[start of Information provided]

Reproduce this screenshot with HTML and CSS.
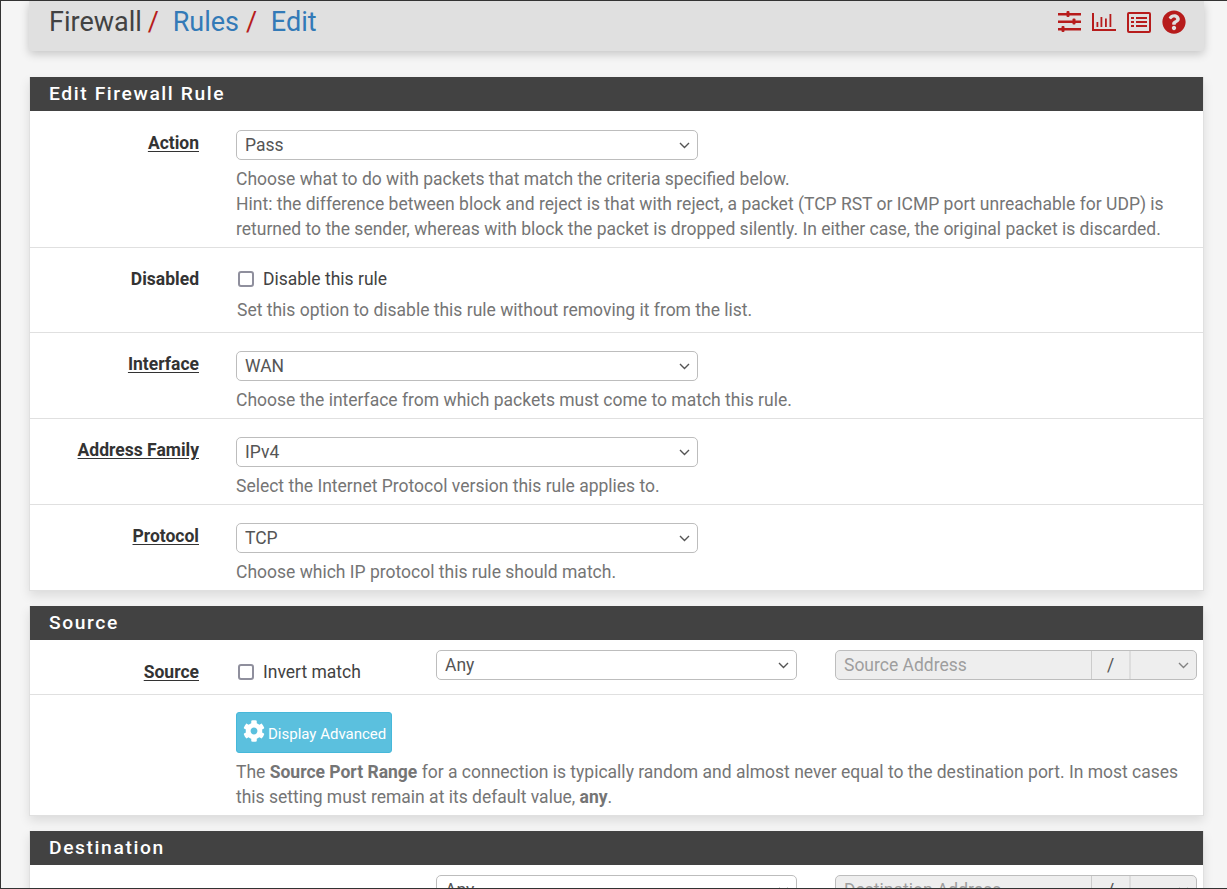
FILE: index.html
```html
<!DOCTYPE html>
<html>
<head>
    <meta charset='utf-8'>
    <title>Firewall: Rules: Edit</title>
    <link rel="stylesheet" href="styles.css">
</head>
<body>
<div class="frame">
    <div class="breadcrumb">
        <h1>
            <span>Firewall</span><i>/</i>
            <a href="#">Rules</a><i>/</i>
            <a href="#">Edit</a>
        </h1>
        <div class="tools">
            <svg width="24" height="22" viewBox="0 0 24 22" fill="#b71c1c">
                <rect x="1" y="2" width="23" height="2.5"/><rect x="9.5" y="0" width="3" height="6" rx="1"/>
                <rect x="1" y="9.5" width="23" height="2.5"/><rect x="15.5" y="7.5" width="3" height="6" rx="1"/>
                <rect x="1" y="17" width="23" height="2.5"/><rect x="4.5" y="15" width="3" height="6" rx="1"/>
            </svg>
            <svg width="24" height="18" viewBox="0 0 24 18" fill="#b71c1c">
                <rect x="0" y="0" width="2" height="18"/><rect x="0" y="16" width="24" height="2"/>
                <rect x="4.5" y="9" width="1.8" height="5"/><rect x="8.5" y="4" width="1.8" height="10"/>
                <rect x="13" y="5.5" width="1.8" height="8.5"/><rect x="17.5" y="1" width="1.8" height="13"/>
            </svg>
            <svg width="24" height="21" viewBox="0 0 24 21" fill="#b71c1c">
                <path fill-rule="evenodd" d="M2 0h20a2 2 0 0 1 2 2v17a2 2 0 0 1-2 2H2a2 2 0 0 1-2-2V2a2 2 0 0 1 2-2zm0 2v17h20V2z"/>
                <rect x="4" y="5" width="3" height="2"/><rect x="9" y="5" width="11" height="2"/>
                <rect x="4" y="9" width="3" height="2"/><rect x="9" y="9" width="11" height="2"/>
                <rect x="4" y="13" width="3" height="2"/><rect x="9" y="13" width="11" height="2"/>
            </svg>
            <svg width="24" height="24" viewBox="0 0 512 512" fill="#b71c1c">
                <path d="M504 256c0 136.997-111.043 248-248 248S8 392.997 8 256C8 119.083 119.043 8 256 8s248 111.083 248 248zM262.655 90c-54.497 0-89.255 22.957-116.549 63.758-3.536 5.286-2.353 12.415 2.715 16.258l34.699 26.31c5.205 3.947 12.621 3.008 16.665-2.122 17.864-22.658 30.113-35.797 57.303-35.797 20.429 0 45.698 13.148 45.698 32.958 0 14.976-12.363 22.667-32.534 33.976C247.128 238.528 216 254.941 216 296v4c0 6.627 5.373 12 12 12h56c6.627 0 12-5.373 12-12v-1.333c0-28.462 83.186-29.647 83.186-106.667 0-58.002-60.165-102-116.531-102zM256 338c-25.365 0-46 20.635-46 46 0 25.364 20.635 46 46 46s46-20.636 46-46c0-25.365-20.635-46-46-46z"/>
            </svg>
        </div>
    </div>

    <div class="panel">
        <h2>Edit Firewall Rule</h2>
        <div class="row row-action">
            <label class="name"><u>Action</u></label>
            <div class="field">
                <select class="wide"><option>Pass</option></select>
                <p class="help">Choose what to do with packets that match the criteria specified below.<br>
                Hint: the difference between block and reject is that with reject, a packet (TCP RST or ICMP port unreachable for UDP) is returned to the sender, whereas with block the packet is dropped silently. In either case, the original packet is discarded.</p>
            </div>
        </div>
        <div class="row row-check">
            <label class="name">Disabled</label>
            <div class="field">
                <label class="check"><input type="checkbox"> Disable this rule</label>
                <p class="help help-check">Set this option to disable this rule without removing it from the list.</p>
            </div>
        </div>
        <div class="row">
            <label class="name"><u>Interface</u></label>
            <div class="field">
                <select class="wide"><option>WAN</option></select>
                <p class="help">Choose the interface from which packets must come to match this rule.</p>
            </div>
        </div>
        <div class="row">
            <label class="name"><u>Address Family</u></label>
            <div class="field">
                <select class="wide"><option>IPv4</option></select>
                <p class="help">Select the Internet Protocol version this rule applies to.</p>
            </div>
        </div>
        <div class="row last">
            <label class="name"><u>Protocol</u></label>
            <div class="field">
                <select class="wide"><option>TCP</option></select>
                <p class="help">Choose which IP protocol this rule should match.</p>
            </div>
        </div>
    </div>

    <div class="panel">
        <h2>Source</h2>
        <div class="row row-addr">
            <label class="name"><u>Source</u></label>
            <div class="addr">
                <label class="check"><input type="checkbox"> Invert match</label>
                <select class="any"><option>Any</option></select>
                <div class="group">
                    <input type="text" placeholder="Source Address" disabled>
                    <span>/</span>
                    <select disabled></select>
                </div>
            </div>
        </div>
        <div class="row row-adv last">
            <div class="name"></div>
            <div class="field">
                <button type="button" class="btn-info">
                    <svg width="22" height="22" viewBox="0 0 512 512" fill="#fff"><path d="M487.4 315.7l-42.6-24.6c4.3-23.2 4.3-47 0-70.2l42.6-24.6c4.9-2.8 7.1-8.6 5.5-14-11.1-35.6-30-67.8-54.7-94.6-3.8-4.1-10-5.1-14.8-2.3L380.8 110c-17.9-15.4-38.5-27.3-60.8-35.1V25.8c0-5.6-3.9-10.5-9.4-11.7-36.7-8.2-74.3-7.8-109.2 0-5.5 1.2-9.4 6.1-9.4 11.7V75c-22.2 7.9-42.8 19.8-60.8 35.1L88.7 85.5c-4.9-2.8-11-1.9-14.8 2.3-24.7 26.7-43.6 58.9-54.7 94.6-1.7 5.4.6 11.2 5.5 14L67.3 221c-4.3 23.2-4.3 47 0 70.2l-42.6 24.6c-4.9 2.8-7.1 8.6-5.5 14 11.1 35.6 30 67.8 54.7 94.6 3.8 4.1 10 5.1 14.8 2.3l42.6-24.6c17.9 15.4 38.5 27.3 60.8 35.1v49.2c0 5.6 3.9 10.5 9.4 11.7 36.7 8.2 74.3 7.8 109.2 0 5.5-1.2 9.4-6.1 9.4-11.7v-49.2c22.2-7.9 42.8-19.8 60.8-35.1l42.6 24.6c4.9 2.8 11 1.9 14.8-2.3 24.7-26.7 43.6-58.9 54.7-94.6 1.5-5.5-.7-11.3-5.6-14.1zM256 336c-44.1 0-80-35.9-80-80s35.9-80 80-80 80 35.9 80 80-35.9 80-80 80z"/></svg>
                    <span>Display Advanced</span>
                </button>
                <p class="help">The <b>Source Port Range</b> for a connection is typically random and almost never equal to the destination port. In most cases this setting must remain at its default value, <b>any</b>.</p>
            </div>
        </div>
    </div>

    <div class="panel">
        <h2>Destination</h2>
        <div class="row row-addr">
            <label class="name"><u>Destination</u></label>
            <div class="addr">
                <label class="check"><input type="checkbox"> Invert match</label>
                <select class="any"><option>Any</option></select>
                <div class="group">
                    <input type="text" placeholder="Destination Address" disabled>
                    <span>/</span>
                    <select disabled></select>
                </div>
            </div>
        </div>
    </div>
</div>
</body>
</html>
```

FILE: styles.css
```css
html,body{
    padding: 0;
    margin: 0;
}
body{
    background: #f5f5f5;
    font-family: Roboto, "Liberation Sans", sans-serif;
    font-size: 17.5px;
    color: #212121;
}
.frame{
    box-sizing: border-box;
    height: 889px;
    overflow: hidden;
    border-top: 1px solid #333;
    border-left: 1px solid #333;
    border-bottom: 1px solid #333;
    padding: 0 23px 0 28px;
}
.breadcrumb{
    display: flex;
    justify-content: space-between;
    align-items: flex-start;
    height: 50px;
    padding: 0 18px 0 20px;
    margin-bottom: 26px;
    background: #e0e0e0;
    border-radius: 0 0 3px 3px;
    box-shadow: 0 3px 10px rgba(0,0,0,.2);
}
.breadcrumb h1{
    margin: 0;
    font-size: 27px;
    font-weight: 400;
    line-height: 42px;
    color: #424242;
}
.breadcrumb i{
    font-style: normal;
    color: #b71c1c;
    margin: 0 7px 0 6px;
}
.breadcrumb a{
    color: #337ab7;
    text-decoration: none;
}
.breadcrumb a + i{
    margin-left: 7px;
}
.tools{
    display: flex;
    align-items: center;
    gap: 11px;
    height: 42px;
}
.panel{
    background: #fff;
    border: 1px solid #e0e0e0;
    border-top: 0;
    margin-bottom: 15px;
    box-shadow: 0 5px 10px rgba(0,0,0,.1);
}
.panel h2{
    margin: 0;
    padding: 0 19px;
    height: 34px;
    line-height: 34px;
    background: #424242;
    color: #fff;
    font-size: 19.25px;
    font-weight: 500;
    letter-spacing: 1.6px;
}
.row{
    display: flex;
    height: 86px;
    box-sizing: border-box;
    border-bottom: 1px solid #e0e0e0;
    padding-top: 18px;
}
.row.last{
    height: 85px;
    border-bottom: 0;
}
.row-action{
    height: 137px;
    padding-top: 19px;
}
.row-check{
    height: 85px;
}
.row-addr{
    height: 55px;
    padding-top: 10px;
}
.row-adv.last{
    height: 120px;
    padding-top: 17px;
}
.name{
    flex: none;
    width: 169px;
    text-align: right;
    font-weight: 700;
    color: #333;
    line-height: 26px;
    margin-right: 37px;
}
.row-addr .name{
    margin-top: 9px;
}
.name u{
    text-underline-offset: 2px;
}
.field{
    flex: 1;
    padding-right: 20px;
}
select{
    appearance: none;
    box-sizing: border-box;
    height: 30px;
    border: 1px solid #bdbdbd;
    border-radius: 5px;
    background: #fff url("data:image/svg+xml,%3Csvg xmlns='http://www.w3.org/2000/svg' width='11' height='7'%3E%3Cpath d='M1 1l4.5 4.5L10 1' fill='none' stroke='%23555' stroke-width='1.4'/%3E%3C/svg%3E") no-repeat right 7px center;
    font-family: inherit;
    font-size: 17.5px;
    color: #555;
    padding: 0 8px;
}
select.wide{
    display: block;
    width: 462px;
}
.help{
    margin: 7px 0 0;
    line-height: 25px;
    color: #757575;
}
.help-check{
    margin: 6px 0 0 1px;
}
.check{
    display: flex;
    align-items: center;
    gap: 9px;
    height: 26px;
    padding-left: 2px;
    font-size: 17.5px;
    color: #424242;
}
.check input{
    appearance: none;
    box-sizing: border-box;
    width: 16px;
    height: 16px;
    margin: 0;
    background: #fff;
    border: 2px solid #8f8f9d;
    border-radius: 3px;
}
.addr{
    flex: 1;
    display: flex;
    align-items: flex-start;
    padding-right: 6px;
}
.addr .check{
    width: 198px;
    flex: none;
    box-sizing: border-box;
    margin-top: 9px;
}
.addr .any{
    width: 361px;
    margin: 0 38px 0 2px;
}
.group{
    flex: 1;
    display: flex;
    height: 30px;
    box-sizing: border-box;
    border: 1px solid #bdbdbd;
    border-radius: 5px;
    background: #eee;
    overflow: hidden;
}
.group input{
    flex: 1;
    min-width: 0;
    border: 0;
    padding: 0 8px;
    background: transparent;
    font-family: inherit;
    font-size: 17.5px;
}
.group input::placeholder{
    color: #9e9e9e;
}
.group span{
    width: 37px;
    text-align: center;
    line-height: 28px;
    font-size: 17.5px;
    color: #555;
    border-left: 1px solid #ccc;
    border-right: 2px solid #ddd;
}
.group select{
    width: 65px;
    height: 28px;
    border: 0;
    border-radius: 0;
    background-color: transparent;
}
.btn-info{
    display: flex;
    align-items: center;
    gap: 3px;
    box-sizing: border-box;
    width: 156px;
    height: 41px;
    padding: 0 0 0 6px;
    border: 1px solid #46b8da;
    border-radius: 3px;
    background: #5bc0de;
    color: #fff;
    font-family: inherit;
    font-size: 15px;
    white-space: nowrap;
}
.btn-info svg{
    margin-top: -4px;
}
.btn-info span{
    margin-top: 3px;
}
```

[end of Information provided]

Identify and list each line with the word "this".

→ In response
Reproduce this screenshot with HTML and CSS.
                <label class="check"><input type="checkbox"> Disable this rule</label>
                <p class="help help-check">Set this option to disable this rule without removing it from the list.</p>
                <p class="help">Choose the interface from which packets must come to match this rule.</p>
                <p class="help">Select the Internet Protocol version this rule applies to.</p>
                <p class="help">Choose which IP protocol this rule should match.</p>
                <p class="help">The <b>Source Port Range</b> for a connection is typically random and almost never equal to the destination port. In most cases this setting must remain at its default value, <b>any</b>.</p>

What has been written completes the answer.